Monday, February 26, 2007

The Vietnamese Woman, Warrior and Poet: Duong on the History, Culture and Legacy of Gender Equality in Vietnam

Wendy Duong, Univ. of Denver, has posted an article, Gender Equality and Women's Issues in Vietnam: the Vietnamese Woman - Warrior and Poet, which appeared in the Pacific Rim Law and Policy Journal. Here's the abstract:
Exploration of women's issues in Vietnam strengthens the emerging voice of the “exotic other female” in contemporary international feminist discourse. Any women's movement in Vietnam today must be caste as the revitalization of the Vietnamese women's collective cultural identity, rather than as a Western imported feminist doctrine. The Vietnamese women's collective cultural identity is based on the history and cultural folklores of Vietnam, including expressions of feminist ideas in law and literature and a long history of warfare and collective sufferings, wherein women have been seen as martyrs, national treasures, and laborers in war and in peace.

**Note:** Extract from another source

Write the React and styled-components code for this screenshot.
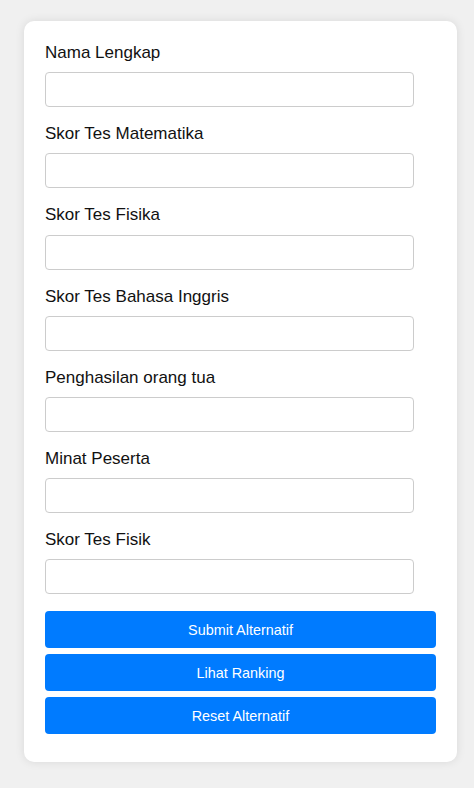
import React from "react";
import styled, { createGlobalStyle } from "styled-components";

const fields = [
  { id: "nama", label: "Nama Lengkap" },
  { id: "matematika", label: "Skor Tes Matematika" },
  { id: "fisika", label: "Skor Tes Fisika" },
  { id: "inggris", label: "Skor Tes Bahasa Inggris" },
  { id: "penghasilan", label: "Penghasilan orang tua" },
  { id: "minat", label: "Minat Peserta" },
  { id: "fisik", label: "Skor Tes Fisik" },
];

const App = () => {
  return (
    <Page>
      <GlobalStyle />
      <Card>
        <Form onSubmit={(e) => e.preventDefault()}>
          {fields.map((f) => (
            <Field key={f.id}>
              <label htmlFor={f.id}>{f.label}</label>
              <input type="text" id={f.id} name={f.id} />
            </Field>
          ))}
          <ButtonGroup>
            <Button type="submit">Submit Alternatif</Button>
            <Button type="button">Lihat Ranking</Button>
            <Button type="button">Reset Alternatif</Button>
          </ButtonGroup>
        </Form>
      </Card>
    </Page>
  );
};

export default App;

const GlobalStyle = createGlobalStyle`
  html, body {
    margin: 0;
    padding: 0;
    background-color: #f0f0f0;
    font-family: "Liberation Sans", Arial, sans-serif;
  }
`;

const Page = styled.div`
  min-height: 788px;
  padding: 21px 17px 26px 24px;
  box-sizing: border-box;
  background-color: #f0f0f0;
`;

const Card = styled.div`
  width: 433px;
  box-sizing: border-box;
  background-color: #ffffff;
  border-radius: 10px;
  padding: 21px 21px 28px 21px;
  box-shadow: 0 0 10px rgba(0, 0, 0, 0.1);
`;

const Form = styled.form`
  display: flex;
  flex-direction: column;
`;

const Field = styled.div`
  display: flex;
  flex-direction: column;
  margin-bottom: 16px;

  label {
    display: block;
    font-size: 17px;
    line-height: 19.2px;
    color: #111111;
    padding-top: 1px;
    margin-bottom: 10px;
  }

  input {
    width: 369px;
    height: 35px;
    box-sizing: border-box;
    padding: 8px 10px;
    border: 1px solid #cccccc;
    border-radius: 4px;
    font-size: 14px;
    font-family: "Liberation Sans", Arial, sans-serif;
    background: #ffffff;
  }
`;

const ButtonGroup = styled.div`
  display: flex;
  flex-direction: column;
  gap: 6px;
  margin-top: 1px;
`;

const Button = styled.button`
  width: 100%;
  height: 37px;
  border: none;
  border-radius: 4px;
  background-color: #007bff;
  color: #ffffff;
  font-size: 14.4px;
  font-family: "Liberation Sans", Arial, sans-serif;
  cursor: pointer;

  &:hover {
    background-color: #0069d9;
  }
`;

The advocacy of gender equality in Vietnam today is limited by eight “risk factors.” First, Vietnam's strong matriarchal heritage that persisted through its early history has at times led to the disingenuous proposition that Vietnam has no need for a feminist movement. Second, Vietnam's repetitive, prolonged war and poverty have together overshadowed gender issues. Third, women's movements in Vietnam have not evolved into a doctrine with a structured basis that is independent from nationalism, socialism, or literary movements. Fourth, gender equality in Vietnam has become entangled in what this Article describes as the “fallacy of a trio,” in which gender equality becomes synonymous with nationalism and socialism. Fifth, the rule of law in Vietnam has traditionally been considered secondary to customs derived from the oppressive values of Vietnamese Confucian society and the autonomy of the Vietnamese agricultural villages. Sixth, women's rights advocacy has been caught up in the “universality versus cultural relativism” discussion, further complicated by the question of whether there should be “Asian-styled gender rights” in Vietnam. Seventh, Vietnam, despite its age, is a new nation with a wide variety of philosophical bases, legal traditions, and paradoxical values. Finally, the single-party political system of modern Vietnam renders any feminist movement susceptible to Party politics.
The limitations on advocacy for gender equality are illustrated by the shortcomings of Vietnam's Year 2000 National Action Plan, which attempted to address women's issues in the aftermath of the United National Fourth World Conference on Women held in Beijing in 1995. While the reassertion of cultural identity can effectively empower Vietnamese women, the feminist advocate must approach cultural identity with caution in order to avoid the semantic traps of euphemism, empty ethnocentrism, and unhealthy preoccupation with the past that can impede progress for the future.